Unfortunately, this isn't my first military divorce. I was divorced in 1996 from a military guy and am former military, so I'm all too familiar with the process. Feel like such a failure at this marriage thing.
You're not a failure at marriage, you just need some help picking the right men. ((hugs))
I just wanted to say that you're always welcome on MN under this name or the old, and you deserve better. You're not failing this marriage, you put everything you had into it. And you're not failing as a mother, which is most important. Your kids don't need that environment. Go to Boston, be happy.
I divorced my ex while he was in the military.

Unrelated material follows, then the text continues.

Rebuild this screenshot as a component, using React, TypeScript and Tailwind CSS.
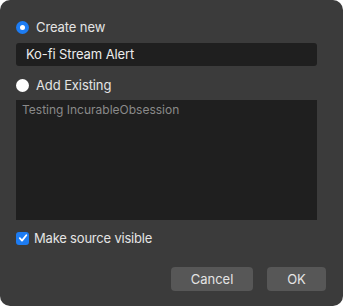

JAG will offer you advice, but they will not represent you in court.They will also help you get set up for the allotment you and your children are allowed per your H's pay grade. He will by law be forced to pay that.
You will need to find a lawyer and explain that your ex is military. If he is going to be deployed, the law will not allow for the divorce to go through while he is deployed. You will be allowed to EROD (early return of dependent), the military will move you back if you want if you are OCONUS.
My divorce went through as normal. I had to move home and wait 6 months for my residency to switch back to my home state. Then I was able to start the divorce process and have my ex served.